Lidos hoje, com a lupa do historiador ou na perspectiva do simples curioso das coisas do passado recente, o Avante! e outros jornais clandestinos apresentam-se como uma fonte insubstituível para o conhecimento da situação social e económica no país, da política do fascismo e da luta contra ele. Nas suas páginas surge tudo aquilo que a censura e a falta das liberdades em geral impedia que por outra forma fosse tornado público: a denúncia da repressão e dos crimes fascistas, a exploração dos trabalhadores, as greves e outras lutas nas fábricas, nos campos, nos escritórios e nas escolas, a actividade do partido e dos movimentos e organizações unitárias, o desmascaramento da política governamental, assim como a acção do imperialismo, a luta de libertação dos povos, a solidariedade internacionalista, etc..
Mas o órgão central do PCP não se limitou a informar e a formar: tomando ele próprio parte activa no trabalho militante e na movimentação popular, apelava e dava sentido à luta, apontava caminhos, circulava de mão em mão funcionando como vínculo e veículo de laços orgânicos e ideológicos, integrava-se no trabalho organizativo, contribuindo para o alargamento, a coesão e a operacionalidade do colectivo partidário e ajudando à mobilização das massas, à convergência dos objectivos, à unidade na acção e ao fortalecimento e implantação do Partido. Tratava-se de levar à prática a concepção do jornal revolucionário não apenas enquanto propagandista e agitador, mas também enquanto organizador colectivo.
Com o derrube do fascismo e a conquista da democracia, transformaram-se profundamente o contexto político, as condições de trabalho, os contornos jornalísticos e os objectivos editoriais do Avante!, assim como de O Militante.
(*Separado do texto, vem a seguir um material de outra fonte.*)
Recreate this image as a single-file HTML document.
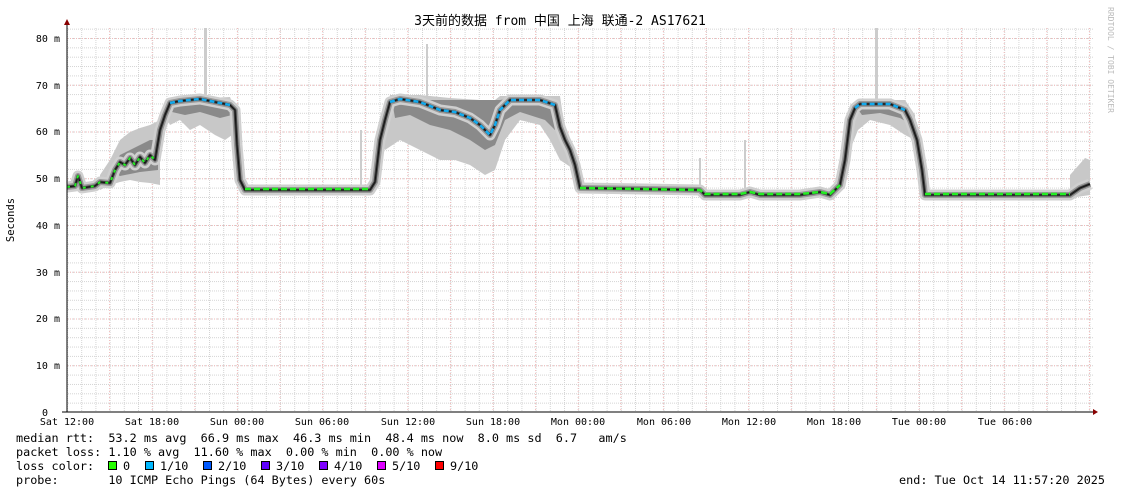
<!DOCTYPE html>
<html><head><meta charset="utf-8"><style>
html,body{margin:0;padding:0;background:#fff;width:1121px;height:494px;overflow:hidden}
svg text{font-family:"DejaVu Sans Mono","Liberation Mono","Noto Sans CJK SC",monospace;font-size:11.8px;fill:#000}
polyline{fill:none;stroke-linejoin:round}
</style></head><body>
<svg width="1121" height="494" xmlns="http://www.w3.org/2000/svg">
<defs>
<pattern id="vg" x="67" y="0" width="14.2" height="494" patternUnits="userSpaceOnUse"><line x1="0.5" y1="0" x2="0.5" y2="494" stroke="#d4d4d4" stroke-dasharray="1,1"/></pattern>
<pattern id="hg" x="0" y="412" width="1121" height="9.35" patternUnits="userSpaceOnUse"><line x1="0" y1="0.5" x2="1121" y2="0.5" stroke="#d4d4d4" stroke-dasharray="1,1"/></pattern>
</defs>
<rect x="67" y="28" width="1026" height="384" fill="url(#vg)"/>
<rect x="67" y="28" width="1026" height="384" fill="url(#hg)"/>
<g stroke="#f2b8b8" stroke-dasharray="1,2">
<line x1="109.6" y1="28" x2="109.6" y2="412"/><line x1="152.2" y1="28" x2="152.2" y2="412"/><line x1="194.8" y1="28" x2="194.8" y2="412"/><line x1="237.4" y1="28" x2="237.4" y2="412"/><line x1="280" y1="28" x2="280" y2="412"/><line x1="322.6" y1="28" x2="322.6" y2="412"/><line x1="365.2" y1="28" x2="365.2" y2="412"/><line x1="407.8" y1="28" x2="407.8" y2="412"/><line x1="450.4" y1="28" x2="450.4" y2="412"/><line x1="493" y1="28" x2="493" y2="412"/><line x1="535.6" y1="28" x2="535.6" y2="412"/><line x1="578.2" y1="28" x2="578.2" y2="412"/><line x1="620.8" y1="28" x2="620.8" y2="412"/><line x1="663.4" y1="28" x2="663.4" y2="412"/><line x1="706" y1="28" x2="706" y2="412"/><line x1="748.6" y1="28" x2="748.6" y2="412"/><line x1="791.2" y1="28" x2="791.2" y2="412"/><line x1="833.8" y1="28" x2="833.8" y2="412"/><line x1="876.4" y1="28" x2="876.4" y2="412"/><line x1="919" y1="28" x2="919" y2="412"/><line x1="961.6" y1="28" x2="961.6" y2="412"/><line x1="1004.2" y1="28" x2="1004.2" y2="412"/><line x1="1046.8" y1="28" x2="1046.8" y2="412"/><line x1="1089.4" y1="28" x2="1089.4" y2="412"/>
<line x1="67" y1="38.5" x2="1093" y2="38.5"/><line x1="67" y1="85.2" x2="1093" y2="85.2"/><line x1="67" y1="132" x2="1093" y2="132"/><line x1="67" y1="178.7" x2="1093" y2="178.7"/><line x1="67" y1="225.5" x2="1093" y2="225.5"/><line x1="67" y1="272.2" x2="1093" y2="272.2"/><line x1="67" y1="319" x2="1093" y2="319"/><line x1="67" y1="365.7" x2="1093" y2="365.7"/>
</g>
<g fill="#ccc"><rect x="204" y="28" width="3" height="80"/><rect x="360" y="130" width="2" height="60"/><rect x="426" y="44" width="2" height="60"/><rect x="699" y="158" width="2" height="34"/><rect x="744" y="140" width="2" height="54"/><rect x="875" y="28" width="3" height="78"/></g>
<g fill="#c8c8c8">
<polygon points="100,175 110,160 120,140 130,132 140,128 150,125 160,120 160,185 150,183 140,182 130,180 120,182 110,185 100,190"/>
<polygon points="165,115 170,100 230,97 235,110 232,135 225,140 215,135 200,125 190,130 180,120 170,125"/>
<polygon points="380,140 390,95 420,95 450,98 480,100 495,100 500,96 560,96 565,130 575,170 560,160 550,140 540,125 520,120 505,140 495,170 485,175 470,165 455,160 440,160 420,150 400,140 385,150"/>
<polygon points="845,160 850,110 860,100 905,100 915,115 915,140 905,135 890,125 870,120 858,130 850,150"/>
<polygon points="1070,175 1085,158 1090,160 1090,195 1070,198"/>
</g>
<g fill="#8a8a8a">
<polygon points="110,170 120,155 130,150 140,145 150,140 158,140 158,170 140,172 120,176"/>
<polygon points="170,104 230,101 232,115 220,118 200,112 185,115 172,112"/>
<polygon points="392,100 500,100 510,98 556,100 560,115 555,130 545,120 520,112 505,120 495,145 485,150 470,140 450,130 430,125 410,115 395,118"/>
<polygon points="855,105 908,105 912,125 900,118 880,113 862,115"/>
</g>
<polyline stroke="#cfcfcf" stroke-width="11" points="67,187 75,186 78,176 82,188 95,186 100,182 110,183 115,170 120,162 125,165 130,158 135,165 140,157 145,163 150,155 155,160 160,130 165,115 170,103 180,101 200,99 215,102 230,105 235,110 237,145 240,180 245,190 370,190 375,182 380,140 385,120 390,102 400,99 420,102 440,110 455,112 470,118 480,125 490,135 495,125 500,110 510,100 540,100 555,105 560,127 565,140 570,150 575,165 580,188 700,190 705,195 740,195 750,192 760,195 800,195 820,192 830,195 840,185 845,160 850,120 855,108 860,104 890,104 905,110 910,120 917,140 922,170 925,195 1070,195 1080,188 1090,184"/>
<polyline stroke="#999" stroke-width="6" points="67,187 75,186 78,176 82,188 95,186 100,182 110,183 115,170 120,162 125,165 130,158 135,165 140,157 145,163 150,155 155,160 160,130 165,115 170,103 180,101 200,99 215,102 230,105 235,110 237,145 240,180 245,190 370,190 375,182 380,140 385,120 390,102 400,99 420,102 440,110 455,112 470,118 480,125 490,135 495,125 500,110 510,100 540,100 555,105 560,127 565,140 570,150 575,165 580,188 700,190 705,195 740,195 750,192 760,195 800,195 820,192 830,195 840,185 845,160 850,120 855,108 860,104 890,104 905,110 910,120 917,140 922,170 925,195 1070,195 1080,188 1090,184"/>
<polyline stroke="#444" stroke-width="3" points="67,187 75,186 78,176 82,188 95,186 100,182 110,183 115,170 120,162 125,165 130,158 135,165 140,157 145,163 150,155 155,160 160,130 165,115 170,103 180,101 200,99 215,102 230,105 235,110 237,145 240,180 245,190 370,190 375,182 380,140 385,120 390,102 400,99 420,102 440,110 455,112 470,118 480,125 490,135 495,125 500,110 510,100 540,100 555,105 560,127 565,140 570,150 575,165 580,188 700,190 705,195 740,195 750,192 760,195 800,195 820,192 830,195 840,185 845,160 850,120 855,108 860,104 890,104 905,110 910,120 917,140 922,170 925,195 1070,195 1080,188 1090,184"/>
<polyline stroke="#111" stroke-width="1" points="67,187 75,186 78,176 82,188 95,186 100,182 110,183 115,170 120,162 125,165 130,158 135,165 140,157 145,163 150,155 155,160 160,130 165,115 170,103 180,101 200,99 215,102 230,105 235,110 237,145 240,180 245,190 370,190 375,182 380,140 385,120 390,102 400,99 420,102 440,110 455,112 470,118 480,125 490,135 495,125 500,110 510,100 540,100 555,105 560,127 565,140 570,150 575,165 580,188 700,190 705,195 740,195 750,192 760,195 800,195 820,192 830,195 840,185 845,160 850,120 855,108 860,104 890,104 905,110 910,120 917,140 922,170 925,195 1070,195 1080,188 1090,184"/>
<polyline stroke="#22ee22" stroke-width="2.5" stroke-dasharray="6,3" points="245,189 370,189"/>
<polyline stroke="#22ee22" stroke-width="2.5" stroke-dasharray="6,3" points="580,188 700,190 705,194 740,194 750,192 760,194 800,194 820,192 830,194 840,185"/>
<polyline stroke="#22ee22" stroke-width="2.5" stroke-dasharray="6,3" points="925,194 1070,194"/>
<polyline stroke="#22ee22" stroke-width="2" stroke-dasharray="3,5" points="67,187 75,186 78,176 82,188 95,186 100,182 110,183 115,170 120,162 125,165 130,158 135,165 140,157 145,163 150,155 155,160"/>
<polyline stroke="#11aaee" stroke-width="2.5" stroke-dasharray="5,3" points="170,103 180,101 200,99 215,102 230,105"/>
<polyline stroke="#11aaee" stroke-width="2.5" stroke-dasharray="5,3" points="390,102 400,99 420,102 440,110 455,112 470,118 480,125 490,135 495,125 500,110 510,100 540,100 555,105"/>
<polyline stroke="#11aaee" stroke-width="2.5" stroke-dasharray="5,3" points="855,108 860,104 890,104 905,110"/>
<line x1="67" y1="412" x2="67" y2="24" stroke="#000"/>
<polygon points="64,25 70,25 67,19" fill="#800"/>
<line x1="62" y1="412" x2="1094" y2="412" stroke="#000"/>
<polygon points="1093,409 1093,415 1098,412" fill="#800"/>
<text x="560" y="25" text-anchor="middle" style="font-size:13px">3天前的数据 from 中国 上海 联通-2 AS17621</text>
<g text-anchor="end"><text x="60" y="42" style="font-size:10px">80 m</text><text x="60" y="89" style="font-size:10px">70 m</text><text x="60" y="135" style="font-size:10px">60 m</text><text x="60" y="182" style="font-size:10px">50 m</text><text x="60" y="229" style="font-size:10px">40 m</text><text x="60" y="276" style="font-size:10px">30 m</text><text x="60" y="322" style="font-size:10px">20 m</text><text x="60" y="369" style="font-size:10px">10 m</text><text x="48" y="416" style="font-size:10px">0</text></g>
<text transform="translate(14,220) rotate(-90)" text-anchor="middle" style="font-size:10.5px">Seconds</text>
<text transform="translate(1108,60) rotate(90)" text-anchor="middle" style="font-size:8px;fill:#bbb">RRDTOOL / TOBI OETIKER</text>
<g text-anchor="middle"><text x="67" y="425" style="font-size:10px">Sat 12:00</text><text x="152" y="425" style="font-size:10px">Sat 18:00</text><text x="237" y="425" style="font-size:10px">Sun 00:00</text><text x="322" y="425" style="font-size:10px">Sun 06:00</text><text x="408" y="425" style="font-size:10px">Sun 12:00</text><text x="493" y="425" style="font-size:10px">Sun 18:00</text><text x="578" y="425" style="font-size:10px">Mon 00:00</text><text x="664" y="425" style="font-size:10px">Mon 06:00</text><text x="749" y="425" style="font-size:10px">Mon 12:00</text><text x="834" y="425" style="font-size:10px">Mon 18:00</text><text x="919" y="425" style="font-size:10px">Tue 00:00</text><text x="1005" y="425" style="font-size:10px">Tue 06:00</text></g>
<text x="16" y="442" xml:space="preserve">median rtt:  53.2 ms avg  66.9 ms max  46.3 ms min  48.4 ms now  8.0 ms sd  6.7   am/s</text>
<text x="16" y="456" xml:space="preserve">packet loss: 1.10 % avg  11.60 % max  0.00 % min  0.00 % now</text>
<text x="16" y="470" xml:space="preserve">loss color:</text>
<g stroke="#000"><rect x="108.5" y="461.5" width="8" height="8" fill="#26ff00"/><rect x="145.5" y="461.5" width="8" height="8" fill="#00b8ff"/><rect x="203.5" y="461.5" width="8" height="8" fill="#0059ff"/><rect x="261.5" y="461.5" width="8" height="8" fill="#5e00ff"/><rect x="319.5" y="461.5" width="8" height="8" fill="#7e00ff"/><rect x="377.5" y="461.5" width="8" height="8" fill="#dd00ff"/><rect x="435.5" y="461.5" width="8" height="8" fill="#ff0000"/></g>
<text x="123" y="470">0</text><text x="160" y="470">1/10</text><text x="218" y="470">2/10</text><text x="276" y="470">3/10</text><text x="334" y="470">4/10</text><text x="392" y="470">5/10</text><text x="450" y="470">9/10</text>
<text x="16" y="484" xml:space="preserve">probe:       10 ICMP Echo Pings (64 Bytes) every 60s</text>
<text x="1105" y="484" text-anchor="end">end: Tue Oct 14 11:57:20 2025</text>
</svg>
</body></html>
Alteraram-se a sua vida e a sua luta, tal como anteriormente inseparáveis da vida e da luta do Partido, mas permanece a sua identidade (tal como a do Partido) enquanto jornais revolucionários empenhados na transformação da sociedade.
A situação tornou-se muito diferente. No entanto, a evolução da comunicação social, em íntima ligação com a evolução económica, política e cultural, concede hoje particular actualidade, em vários aspectos, a muitos dos traços distintivos da imprensa do Partido anterior ao 25 de Abril, continuando a exigir dela - no quadro de uma tarefa pela qual todo o colectivo partidário é responsável - a complexa missão de simultaneamente informar e esclarecer, denunciar e combater, divulgar e propor, mobilizar e organizar. Voltaremos a este tema.


Notas:

(1) Karl Marx. Biografia, Edições “Avante!” - Edições Progresso, Lisboa - Moscovo, 1983, p. 194.
(2) (3) Ob. Cit., p. 191 e p. 193.
(4) V.I. Lénine, “Que Fazer?”, in Obras Escolhidas em seis tomos, Edições “Avante!” - Edições Progresso, Lisboa - Moscovo, 1984, tomo I, p. 200.
(5) V.I. Lénine, “Por onde começar?”, in Oeuvres, Editions Sociales - Editions du Progrés, Paris - Moscou, 1977, t. 5, p. 19.
(6) Socialistas-revolucionários: partido pequeno-burguês cujos dirigentes, depois da revolução de Fevereiro, fizeram parte do Governo Provisório, vindo mais tarde a opor-se frontalmente ao poder soviético. Mencheviques: representavam a facção minoritária entre os comunistas (daí o seu nome, em contraposição aos bolcheviques, maioritários, segundo as palavras correspondentes em russo), tendo também participado no Governo Provisório.
(7) V.I. Lénine, “Como assegurar o êxito da Assembleia Constituinte? (A Propósito da Liberdade de Imprensa), in Oeuvres, t. 25, pp. 407-412.
(8) V.I. Lénine, “A Aliança da Mentira”, in Oeuvres, t. 24, pp. 112-115.
(9) V.I. Lénine, “Projecto de Resolução sobre a Liberdade de Imprensa”, in Oeuvres, t. 26, pp. 294-295.
(10) V.I. Lénine, “Teses e Relatório sobre a Democracia Burguesa e a Ditadura do Proletariado” (I Congresso da Internacional Comunista, Março de 1919), in Obras Escolhidas em três tomos, Edições “Avante!” - Edições Progresso, Lisboa - Moscovo, 1979, t. 3, pp. 78-79.
(11) V.I. Lénine, in Oeuvres, t. 35, pp. 54-55.
(12) V.I. Lénine, in Oeuvres, t. 36, pp. 88-89.
(13) V.I. Lénine, in Oeuvres, t. 35, pp. 31-33. O Nievskaia Zvezda (A Estrela do Neva) era um jornal bolchevique que se publicou em 1912 em Petersburgo.
(14) V.I. Lénine, Oeuvres, t. 36, p. 187. O Louch (O Raio) era um jornal menchevique que se publicou em Petersburgo em 1912 e 1913.
(15) Ibidem.
(16) V.I. Lénine, in Oeuvres, t. 35, p. 115.
(17) Cit. In Alberto Arons de Carvalho, A Censura e as Leis de Imprensa, Lisboa, Seara Nova, 1973, pp. 41-42.
(18) A expressão é de Raul Rego. Cf. Teses ao 3º Congresso da Oposição Democrática, Seara Nova, 1974, p. 137.
(19) Cf. Curso de Jornalismo, Estudos de Ciências Políticas e Sociais, Junta de Investigação do Ultramar, Lisboa, 1963, p. 171.